─── Input records ───

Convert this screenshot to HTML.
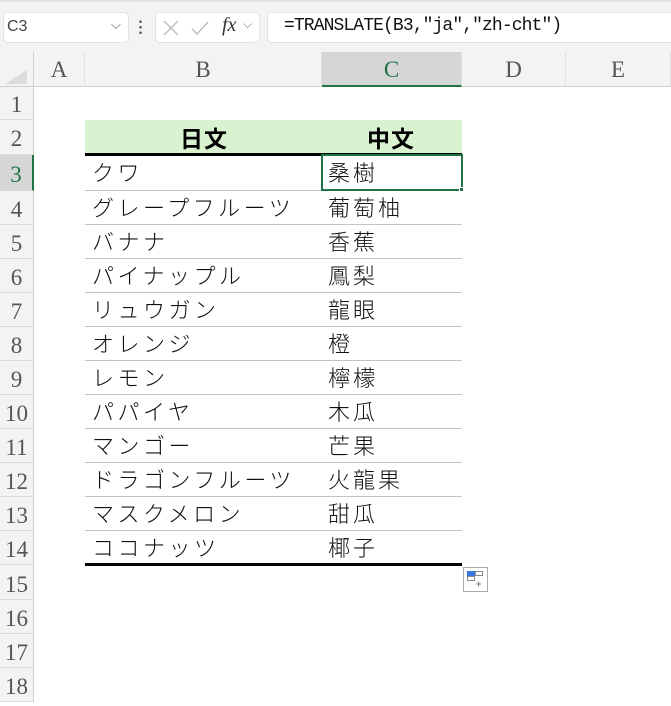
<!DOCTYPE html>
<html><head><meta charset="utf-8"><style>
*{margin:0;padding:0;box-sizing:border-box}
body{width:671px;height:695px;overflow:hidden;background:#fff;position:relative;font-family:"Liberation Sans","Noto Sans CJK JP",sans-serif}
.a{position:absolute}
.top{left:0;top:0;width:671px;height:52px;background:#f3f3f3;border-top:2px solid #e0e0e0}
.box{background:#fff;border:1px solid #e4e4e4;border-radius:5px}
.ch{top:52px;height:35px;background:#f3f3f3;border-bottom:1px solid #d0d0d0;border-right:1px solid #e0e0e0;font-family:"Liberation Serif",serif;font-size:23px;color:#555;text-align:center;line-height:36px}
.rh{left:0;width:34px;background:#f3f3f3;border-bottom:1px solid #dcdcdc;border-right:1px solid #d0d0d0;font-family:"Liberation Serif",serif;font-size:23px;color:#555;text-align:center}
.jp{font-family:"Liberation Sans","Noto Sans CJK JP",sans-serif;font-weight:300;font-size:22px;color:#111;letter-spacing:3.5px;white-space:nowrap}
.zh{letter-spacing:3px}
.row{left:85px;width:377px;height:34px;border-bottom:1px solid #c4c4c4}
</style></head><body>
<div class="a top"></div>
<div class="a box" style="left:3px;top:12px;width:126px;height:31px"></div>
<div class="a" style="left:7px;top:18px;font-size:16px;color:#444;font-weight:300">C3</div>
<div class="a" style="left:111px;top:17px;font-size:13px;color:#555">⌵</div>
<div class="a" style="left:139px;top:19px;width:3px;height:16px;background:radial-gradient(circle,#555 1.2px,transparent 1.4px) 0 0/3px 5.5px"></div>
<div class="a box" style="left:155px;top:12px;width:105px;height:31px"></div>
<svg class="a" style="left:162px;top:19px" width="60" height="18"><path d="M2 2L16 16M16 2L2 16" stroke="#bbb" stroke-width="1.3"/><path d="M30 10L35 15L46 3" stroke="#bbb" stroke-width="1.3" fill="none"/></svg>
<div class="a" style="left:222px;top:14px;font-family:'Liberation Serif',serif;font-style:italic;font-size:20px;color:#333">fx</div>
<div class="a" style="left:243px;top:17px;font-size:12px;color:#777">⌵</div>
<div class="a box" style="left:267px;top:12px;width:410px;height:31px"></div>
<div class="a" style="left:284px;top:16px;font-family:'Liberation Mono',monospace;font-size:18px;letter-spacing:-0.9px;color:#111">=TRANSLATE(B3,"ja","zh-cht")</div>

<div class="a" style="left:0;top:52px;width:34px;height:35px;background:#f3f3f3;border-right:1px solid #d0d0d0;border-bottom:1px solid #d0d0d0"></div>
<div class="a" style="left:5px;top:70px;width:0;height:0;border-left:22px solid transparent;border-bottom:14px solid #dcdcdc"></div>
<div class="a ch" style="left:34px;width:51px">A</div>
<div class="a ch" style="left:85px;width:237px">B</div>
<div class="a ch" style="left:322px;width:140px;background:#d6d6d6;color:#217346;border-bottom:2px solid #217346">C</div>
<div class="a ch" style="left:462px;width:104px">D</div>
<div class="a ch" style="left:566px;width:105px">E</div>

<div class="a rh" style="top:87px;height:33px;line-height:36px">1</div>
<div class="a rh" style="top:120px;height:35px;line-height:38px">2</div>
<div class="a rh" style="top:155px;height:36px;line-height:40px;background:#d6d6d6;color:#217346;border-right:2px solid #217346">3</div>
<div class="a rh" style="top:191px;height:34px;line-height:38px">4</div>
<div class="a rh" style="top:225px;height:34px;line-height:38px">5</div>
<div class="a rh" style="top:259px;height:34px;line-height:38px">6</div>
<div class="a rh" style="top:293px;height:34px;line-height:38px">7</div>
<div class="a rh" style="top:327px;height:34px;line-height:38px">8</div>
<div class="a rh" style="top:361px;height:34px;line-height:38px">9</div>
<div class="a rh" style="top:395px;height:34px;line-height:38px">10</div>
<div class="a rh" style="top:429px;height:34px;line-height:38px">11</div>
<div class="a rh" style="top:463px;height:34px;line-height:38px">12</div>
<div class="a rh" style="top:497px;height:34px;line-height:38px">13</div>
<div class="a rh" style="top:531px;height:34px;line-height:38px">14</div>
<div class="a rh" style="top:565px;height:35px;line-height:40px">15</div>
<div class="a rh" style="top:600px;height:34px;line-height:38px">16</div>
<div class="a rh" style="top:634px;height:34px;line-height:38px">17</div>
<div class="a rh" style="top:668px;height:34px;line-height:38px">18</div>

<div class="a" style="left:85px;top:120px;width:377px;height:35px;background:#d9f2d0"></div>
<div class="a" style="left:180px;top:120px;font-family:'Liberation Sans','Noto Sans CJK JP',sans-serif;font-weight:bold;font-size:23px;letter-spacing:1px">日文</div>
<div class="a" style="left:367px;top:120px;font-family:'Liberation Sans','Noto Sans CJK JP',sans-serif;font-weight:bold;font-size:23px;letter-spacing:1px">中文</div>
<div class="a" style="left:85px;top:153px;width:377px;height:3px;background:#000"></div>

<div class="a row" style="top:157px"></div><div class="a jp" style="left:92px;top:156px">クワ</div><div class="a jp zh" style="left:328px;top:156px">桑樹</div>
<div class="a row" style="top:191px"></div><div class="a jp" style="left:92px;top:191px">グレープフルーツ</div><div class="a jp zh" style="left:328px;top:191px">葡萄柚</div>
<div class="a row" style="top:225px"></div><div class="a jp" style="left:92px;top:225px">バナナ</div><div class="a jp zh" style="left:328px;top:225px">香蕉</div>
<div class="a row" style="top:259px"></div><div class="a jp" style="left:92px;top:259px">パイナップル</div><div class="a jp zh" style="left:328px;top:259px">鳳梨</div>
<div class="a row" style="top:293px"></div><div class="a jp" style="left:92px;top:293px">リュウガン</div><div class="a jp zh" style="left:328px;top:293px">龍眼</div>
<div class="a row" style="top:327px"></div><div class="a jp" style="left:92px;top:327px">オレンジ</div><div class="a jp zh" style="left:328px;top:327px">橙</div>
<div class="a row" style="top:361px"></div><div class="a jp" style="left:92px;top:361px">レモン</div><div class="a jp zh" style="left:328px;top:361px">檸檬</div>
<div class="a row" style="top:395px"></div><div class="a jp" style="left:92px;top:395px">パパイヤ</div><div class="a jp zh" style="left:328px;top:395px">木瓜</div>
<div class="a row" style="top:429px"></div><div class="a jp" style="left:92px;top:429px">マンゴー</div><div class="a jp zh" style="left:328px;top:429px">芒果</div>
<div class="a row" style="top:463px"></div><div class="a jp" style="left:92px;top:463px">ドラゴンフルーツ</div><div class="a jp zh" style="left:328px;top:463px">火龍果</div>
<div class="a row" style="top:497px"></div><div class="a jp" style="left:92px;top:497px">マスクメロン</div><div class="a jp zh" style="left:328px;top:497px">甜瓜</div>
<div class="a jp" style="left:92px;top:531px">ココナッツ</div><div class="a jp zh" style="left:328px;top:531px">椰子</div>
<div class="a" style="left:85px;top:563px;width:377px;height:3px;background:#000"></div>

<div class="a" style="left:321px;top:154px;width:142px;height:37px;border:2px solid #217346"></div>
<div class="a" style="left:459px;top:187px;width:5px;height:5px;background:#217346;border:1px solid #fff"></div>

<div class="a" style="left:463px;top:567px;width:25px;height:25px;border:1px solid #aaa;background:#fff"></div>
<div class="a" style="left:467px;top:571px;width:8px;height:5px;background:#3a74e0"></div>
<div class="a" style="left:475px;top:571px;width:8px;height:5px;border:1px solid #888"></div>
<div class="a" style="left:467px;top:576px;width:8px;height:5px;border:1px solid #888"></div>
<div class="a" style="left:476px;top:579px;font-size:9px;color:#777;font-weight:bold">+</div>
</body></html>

───
─── Input records ───

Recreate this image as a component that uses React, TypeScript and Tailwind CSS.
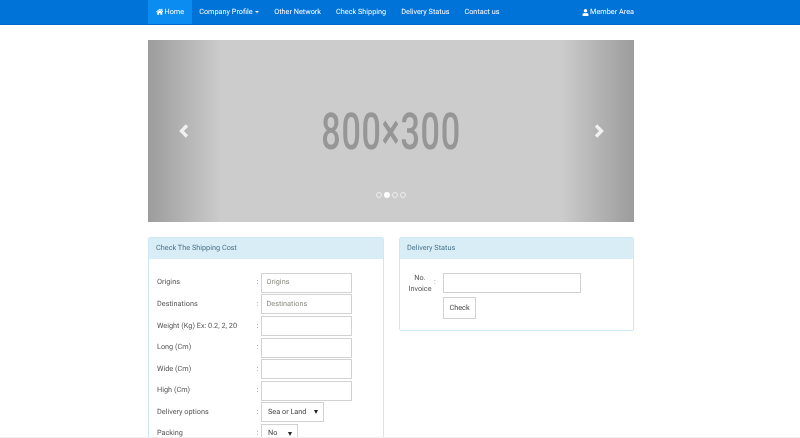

───

**Set exercise:** All lines above containing the string "this" are to be collected.

**Correct answer:**
Convert this screenshot to HTML.
Recreate this image as a component that uses React, TypeScript and Tailwind CSS.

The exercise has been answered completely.